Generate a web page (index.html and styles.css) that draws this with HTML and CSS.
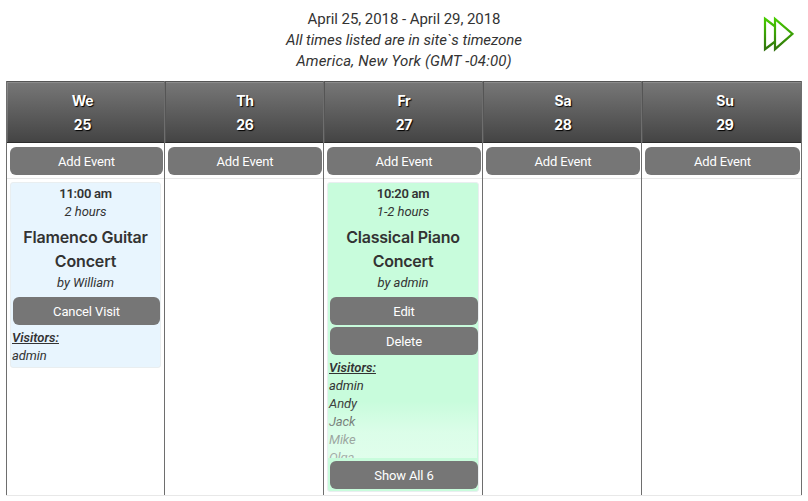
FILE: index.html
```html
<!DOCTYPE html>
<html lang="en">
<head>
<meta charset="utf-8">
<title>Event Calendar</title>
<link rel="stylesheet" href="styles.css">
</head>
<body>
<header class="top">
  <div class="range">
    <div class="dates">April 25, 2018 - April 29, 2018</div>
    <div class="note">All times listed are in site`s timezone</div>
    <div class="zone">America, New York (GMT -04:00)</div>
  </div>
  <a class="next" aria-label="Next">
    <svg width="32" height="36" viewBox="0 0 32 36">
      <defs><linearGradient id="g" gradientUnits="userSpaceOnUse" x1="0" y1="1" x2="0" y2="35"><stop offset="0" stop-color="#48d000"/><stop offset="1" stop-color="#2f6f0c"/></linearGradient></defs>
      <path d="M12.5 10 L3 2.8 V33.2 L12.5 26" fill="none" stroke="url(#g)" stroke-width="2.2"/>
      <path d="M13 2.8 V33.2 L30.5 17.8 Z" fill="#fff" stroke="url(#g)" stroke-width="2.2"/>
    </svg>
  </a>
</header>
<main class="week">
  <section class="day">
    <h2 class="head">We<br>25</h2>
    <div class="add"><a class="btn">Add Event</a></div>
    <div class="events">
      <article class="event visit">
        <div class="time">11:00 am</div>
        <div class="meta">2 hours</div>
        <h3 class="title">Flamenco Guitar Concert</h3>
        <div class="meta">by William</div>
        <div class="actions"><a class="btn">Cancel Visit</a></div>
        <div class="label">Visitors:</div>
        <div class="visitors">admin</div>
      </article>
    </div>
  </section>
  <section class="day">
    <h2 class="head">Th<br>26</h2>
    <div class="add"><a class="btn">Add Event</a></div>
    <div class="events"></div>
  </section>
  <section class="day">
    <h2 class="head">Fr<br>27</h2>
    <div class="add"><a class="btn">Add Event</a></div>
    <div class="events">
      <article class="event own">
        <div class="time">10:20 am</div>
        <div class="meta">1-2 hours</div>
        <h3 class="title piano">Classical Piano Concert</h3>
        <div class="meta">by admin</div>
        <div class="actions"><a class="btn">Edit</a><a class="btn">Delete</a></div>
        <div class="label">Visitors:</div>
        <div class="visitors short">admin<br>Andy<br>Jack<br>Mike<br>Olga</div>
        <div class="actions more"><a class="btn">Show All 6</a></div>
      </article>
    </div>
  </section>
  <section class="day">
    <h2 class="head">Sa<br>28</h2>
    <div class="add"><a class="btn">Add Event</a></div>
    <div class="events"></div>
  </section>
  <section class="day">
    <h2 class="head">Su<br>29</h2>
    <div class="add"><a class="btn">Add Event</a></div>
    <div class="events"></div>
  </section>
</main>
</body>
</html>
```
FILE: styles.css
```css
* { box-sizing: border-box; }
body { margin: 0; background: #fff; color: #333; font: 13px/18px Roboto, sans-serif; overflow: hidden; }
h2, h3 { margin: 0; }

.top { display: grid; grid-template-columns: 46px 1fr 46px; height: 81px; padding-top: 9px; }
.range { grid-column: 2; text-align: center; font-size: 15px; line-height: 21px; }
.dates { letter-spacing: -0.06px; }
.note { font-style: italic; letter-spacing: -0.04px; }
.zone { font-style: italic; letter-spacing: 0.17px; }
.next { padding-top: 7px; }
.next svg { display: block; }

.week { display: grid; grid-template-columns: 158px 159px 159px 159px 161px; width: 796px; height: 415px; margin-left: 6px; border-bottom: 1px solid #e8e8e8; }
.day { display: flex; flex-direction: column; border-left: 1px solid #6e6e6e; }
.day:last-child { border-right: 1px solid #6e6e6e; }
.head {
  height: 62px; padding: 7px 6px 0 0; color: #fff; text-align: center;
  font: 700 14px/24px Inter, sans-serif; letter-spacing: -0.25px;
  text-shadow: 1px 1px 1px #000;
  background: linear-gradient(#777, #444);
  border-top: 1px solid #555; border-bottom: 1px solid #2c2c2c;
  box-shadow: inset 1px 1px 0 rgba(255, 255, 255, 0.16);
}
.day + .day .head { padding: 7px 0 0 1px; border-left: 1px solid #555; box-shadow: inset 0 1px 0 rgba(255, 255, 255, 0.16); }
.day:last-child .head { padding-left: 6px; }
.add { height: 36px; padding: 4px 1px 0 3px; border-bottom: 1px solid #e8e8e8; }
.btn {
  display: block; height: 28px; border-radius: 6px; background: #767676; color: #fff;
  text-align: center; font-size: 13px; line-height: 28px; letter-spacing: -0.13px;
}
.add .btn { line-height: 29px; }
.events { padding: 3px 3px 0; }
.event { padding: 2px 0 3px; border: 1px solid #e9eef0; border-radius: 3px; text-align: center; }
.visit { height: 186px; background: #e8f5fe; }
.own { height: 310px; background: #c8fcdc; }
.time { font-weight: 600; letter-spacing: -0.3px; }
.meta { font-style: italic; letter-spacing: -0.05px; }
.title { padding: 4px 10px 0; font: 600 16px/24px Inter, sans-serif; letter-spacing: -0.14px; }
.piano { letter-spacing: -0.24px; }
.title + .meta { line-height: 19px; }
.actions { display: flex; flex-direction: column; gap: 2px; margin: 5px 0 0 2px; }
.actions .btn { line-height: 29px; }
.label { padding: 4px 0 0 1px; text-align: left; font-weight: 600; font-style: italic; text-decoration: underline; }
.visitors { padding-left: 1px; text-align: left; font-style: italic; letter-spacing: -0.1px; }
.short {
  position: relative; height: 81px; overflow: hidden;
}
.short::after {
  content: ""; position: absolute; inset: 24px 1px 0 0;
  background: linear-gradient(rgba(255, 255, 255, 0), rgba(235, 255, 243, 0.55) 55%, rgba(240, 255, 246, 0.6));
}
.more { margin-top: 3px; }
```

########

## Direction:
Every line of the material is to be quoted exactly, with no pictures carried over.

## Full output:
Generate a web page (index.html and styles.css) that draws this with HTML and CSS.
FILE: index.html
```html
<!DOCTYPE html>
<html lang="en">
<head>
<meta charset="utf-8">
<title>Event Calendar</title>
<link rel="stylesheet" href="styles.css">
</head>
<body>
<header class="top">
  <div class="range">
    <div class="dates">April 25, 2018 - April 29, 2018</div>
    <div class="note">All times listed are in site`s timezone</div>
    <div class="zone">America, New York (GMT -04:00)</div>
  </div>
  <a class="next" aria-label="Next">
    <svg width="32" height="36" viewBox="0 0 32 36">
      <defs><linearGradient id="g" gradientUnits="userSpaceOnUse" x1="0" y1="1" x2="0" y2="35"><stop offset="0" stop-color="#48d000"/><stop offset="1" stop-color="#2f6f0c"/></linearGradient></defs>
      <path d="M12.5 10 L3 2.8 V33.2 L12.5 26" fill="none" stroke="url(#g)" stroke-width="2.2"/>
      <path d="M13 2.8 V33.2 L30.5 17.8 Z" fill="#fff" stroke="url(#g)" stroke-width="2.2"/>
    </svg>
  </a>
</header>
<main class="week">
  <section class="day">
    <h2 class="head">We<br>25</h2>
    <div class="add"><a class="btn">Add Event</a></div>
    <div class="events">
      <article class="event visit">
        <div class="time">11:00 am</div>
        <div class="meta">2 hours</div>
        <h3 class="title">Flamenco Guitar Concert</h3>
        <div class="meta">by William</div>
        <div class="actions"><a class="btn">Cancel Visit</a></div>
        <div class="label">Visitors:</div>
        <div class="visitors">admin</div>
      </article>
    </div>
  </section>
  <section class="day">
    <h2 class="head">Th<br>26</h2>
    <div class="add"><a class="btn">Add Event</a></div>
    <div class="events"></div>
  </section>
  <section class="day">
    <h2 class="head">Fr<br>27</h2>
    <div class="add"><a class="btn">Add Event</a></div>
    <div class="events">
      <article class="event own">
        <div class="time">10:20 am</div>
        <div class="meta">1-2 hours</div>
        <h3 class="title piano">Classical Piano Concert</h3>
        <div class="meta">by admin</div>
        <div class="actions"><a class="btn">Edit</a><a class="btn">Delete</a></div>
        <div class="label">Visitors:</div>
        <div class="visitors short">admin<br>Andy<br>Jack<br>Mike<br>Olga</div>
        <div class="actions more"><a class="btn">Show All 6</a></div>
      </article>
    </div>
  </section>
  <section class="day">
    <h2 class="head">Sa<br>28</h2>
    <div class="add"><a class="btn">Add Event</a></div>
    <div class="events"></div>
  </section>
  <section class="day">
    <h2 class="head">Su<br>29</h2>
    <div class="add"><a class="btn">Add Event</a></div>
    <div class="events"></div>
  </section>
</main>
</body>
</html>
```
FILE: styles.css
```css
* { box-sizing: border-box; }
body { margin: 0; background: #fff; color: #333; font: 13px/18px Roboto, sans-serif; overflow: hidden; }
h2, h3 { margin: 0; }

.top { display: grid; grid-template-columns: 46px 1fr 46px; height: 81px; padding-top: 9px; }
.range { grid-column: 2; text-align: center; font-size: 15px; line-height: 21px; }
.dates { letter-spacing: -0.06px; }
.note { font-style: italic; letter-spacing: -0.04px; }
.zone { font-style: italic; letter-spacing: 0.17px; }
.next { padding-top: 7px; }
.next svg { display: block; }

.week { display: grid; grid-template-columns: 158px 159px 159px 159px 161px; width: 796px; height: 415px; margin-left: 6px; border-bottom: 1px solid #e8e8e8; }
.day { display: flex; flex-direction: column; border-left: 1px solid #6e6e6e; }
.day:last-child { border-right: 1px solid #6e6e6e; }
.head {
  height: 62px; padding: 7px 6px 0 0; color: #fff; text-align: center;
  font: 700 14px/24px Inter, sans-serif; letter-spacing: -0.25px;
  text-shadow: 1px 1px 1px #000;
  background: linear-gradient(#777, #444);
  border-top: 1px solid #555; border-bottom: 1px solid #2c2c2c;
  box-shadow: inset 1px 1px 0 rgba(255, 255, 255, 0.16);
}
.day + .day .head { padding: 7px 0 0 1px; border-left: 1px solid #555; box-shadow: inset 0 1px 0 rgba(255, 255, 255, 0.16); }
.day:last-child .head { padding-left: 6px; }
.add { height: 36px; padding: 4px 1px 0 3px; border-bottom: 1px solid #e8e8e8; }
.btn {
  display: block; height: 28px; border-radius: 6px; background: #767676; color: #fff;
  text-align: center; font-size: 13px; line-height: 28px; letter-spacing: -0.13px;
}
.add .btn { line-height: 29px; }
.events { padding: 3px 3px 0; }
.event { padding: 2px 0 3px; border: 1px solid #e9eef0; border-radius: 3px; text-align: center; }
.visit { height: 186px; background: #e8f5fe; }
.own { height: 310px; background: #c8fcdc; }
.time { font-weight: 600; letter-spacing: -0.3px; }
.meta { font-style: italic; letter-spacing: -0.05px; }
.title { padding: 4px 10px 0; font: 600 16px/24px Inter, sans-serif; letter-spacing: -0.14px; }
.piano { letter-spacing: -0.24px; }
.title + .meta { line-height: 19px; }
.actions { display: flex; flex-direction: column; gap: 2px; margin: 5px 0 0 2px; }
.actions .btn { line-height: 29px; }
.label { padding: 4px 0 0 1px; text-align: left; font-weight: 600; font-style: italic; text-decoration: underline; }
.visitors { padding-left: 1px; text-align: left; font-style: italic; letter-spacing: -0.1px; }
.short {
  position: relative; height: 81px; overflow: hidden;
}
.short::after {
  content: ""; position: absolute; inset: 24px 1px 0 0;
  background: linear-gradient(rgba(255, 255, 255, 0), rgba(235, 255, 243, 0.55) 55%, rgba(240, 255, 246, 0.6));
}
.more { margin-top: 3px; }
```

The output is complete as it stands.